The book compares Silas to a spider. This increases villager’s suspicions, because spiders are creatures feared and not often seen, just like Silas. The book does this by making Silas seem as if he was hiding in Raveol. This is just like a spider hides in a house and this image is created on page fifteen it says “set within sight of the widespread hillsides, than this low, wooded region, where he felt hidden from even the heavens by the screening trees.” It continues to pursue the relationship between Silas Marner and a spider by saying that Silas would make children “take to their legs and run in terror” which is traditionally the reaction associated with spiders. However the obvious feature strengthening the bond between Silas and a spider is his weaving because of a spider and the complex web it often weaves. However the weaving meant more than just his career, the loom symbolised Silas’s life constantly moving but not going anywhere and on a literal level the loom was Silas’s way of making money. The money itself replaced contact with people however when his money is stolen Silas becomes upset, as if he had lost his friends. However when Eppie arrived she took the moneys place and Silas mistakes her golden curls for his money and consequently comes to love Eppie more than his gold. This symbolism is all based around his loom and ironically the structure of the play is based on a simple woven item. The first threads are woven loosely and as time progresses vital threads are added and the whole piece comes together. Silas was the loose threads, Eppie was the vital threads and the finished product was the reunited village.
The village is a very close community, everything is discused in the local pub and everyone is so close due to them all being a purely bred part of the village.
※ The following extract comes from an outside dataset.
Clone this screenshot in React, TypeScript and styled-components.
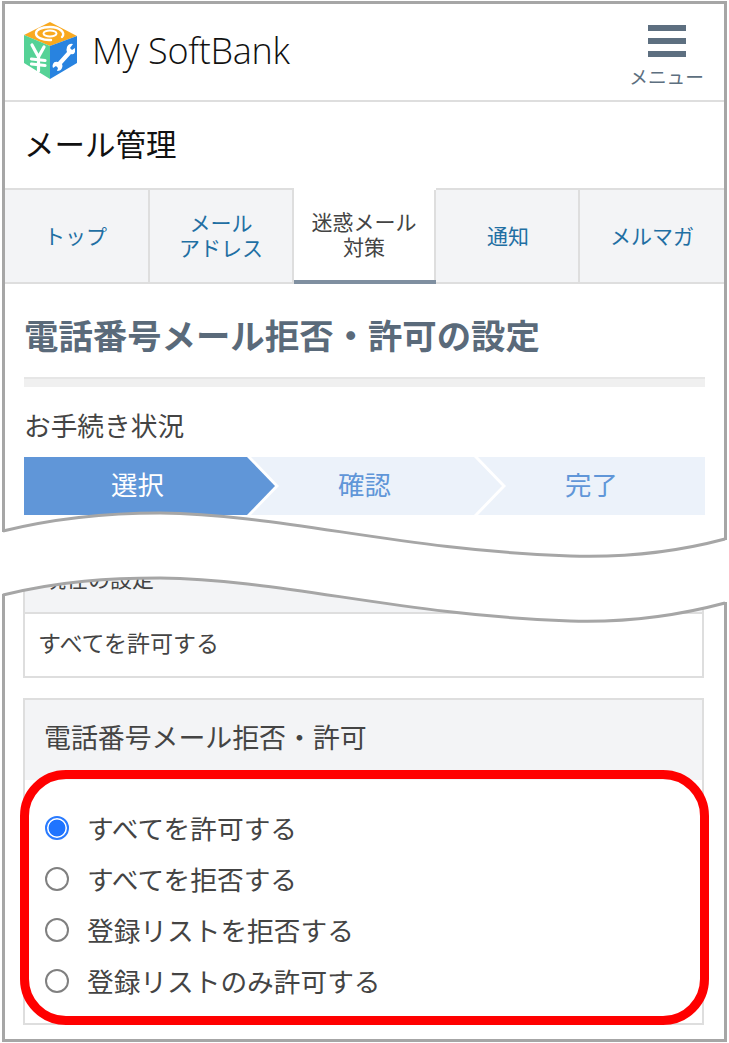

On page eight it backs this idea up and says that “linen-weavers-emigrants from the town into the country” weren’t born and bred locally. The book shows how close the people are and how they trust each other but not anyone outside of their community. They do this by wrongly accusing Silas of theft, who was outside of their community and then finding the peddler guilty, and although the peddler was actually guilty the author made it so that it was obvious that it had to be the stranger. This is displayed when a man thinks of the obvious option, the peddler. This was displayed in the book when it states “a man accustomed to putting two and two together” this just shows that these people live in a box, where only strangers do wrong and that they never think outside the box. It’s just ironic that the clue to who committed the crime was a tinderbox. On page sixty it shows they took this as a strong lead to who committed the robbery when it is written that “the inference generally accepted was, that the tinder-box found in the ditch was somehow connected with the robbery.
Silas is helped more by Dolly Winthrop than anyone else. She plays a dominant role in the later stages of the book by acting like a mother to Eppie and a tutor to Silas. On page one hundred and twenty she tutors Silas by teaching him that buying clothes is expensive because they grow so fast, “its ill spending the money on them baby-clothes, for the children ‘ull grow like grass” she says. However it’s on the same page that Dolly shows how she will help him when ever possible and to the best standard she can, meaning that she is a friend. She does this by saying ‘I’ve got the little petticoats as Aaron wore five years ago.’ Then she plays a mother role to Eppie and offers Silas reassurance in the upbringing of Eppie, she says ‘you’d like to see her taken care of by those who can leave her well off an make a lady of her.’
The village needed a stranger to show them that there was an imperfect world outside of Ravelo and things like fathers leaving their families is just one example. Silas needed the village of Ravelo to fulfil his life with the things he didn’t have such as a community to befriend him.